A look at our cross-town north/south connector streets, like Shattuck Avenue, Adeline Street, California Street, Sacramento Street, and San Pablo Avenue might be instructive. The large rights of way and central medians will give them important roles to play in a new system of green infrastructure like flood control, for instance, which is a serious problem in west Berkeley. The north/south connector streets run across the prevailing westerly running slope and could serve to cut-off the floodwater from above, detain it, and then release it gradually to lessen the impacts downstream. Under this scenario, the medians as well as parking strips are prime candidates for re-configuration in order to slow, filter, and detain water. One option might be to relocate all or part of the medians from the center to the sides of the road to capture the water away from traffic lanes while creating a more park-like condition for the pedestrian environment. 

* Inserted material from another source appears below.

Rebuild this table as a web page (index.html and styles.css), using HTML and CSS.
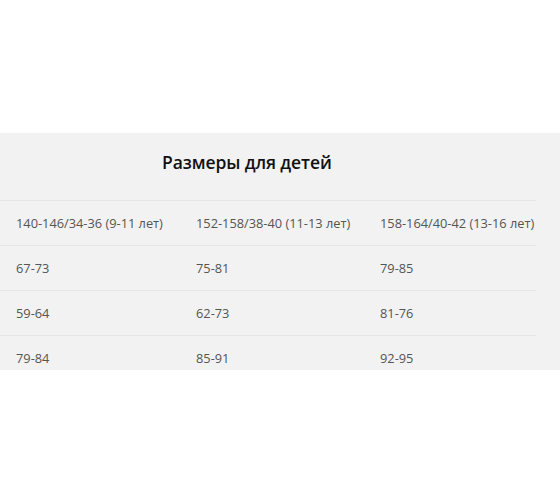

Selective east/west streets that run with the prevailing slope as well as some smaller north/south streets could also be re-worked along their edges with permeable paving and water gardens to slow the water down and filter it as it moves downstream. Parking along these streets could be clustered in counterpoint with the gardens, and the driving lanes realigned to slow traffic. These streets would become connectors to the various parks throughout the neighborhoods, linking the ecological functions as well as the people with the larger cross-town facilities. 

These are not inexpensive changes. But we are faced with enormously expensive, mandated infrastructure costs for pollution and flood control that will affect the streets anyway. We should use these imperatives to our advantage and re-imagine our community as a city in a park. 

 

John N. Roberts is a Berkeley resident.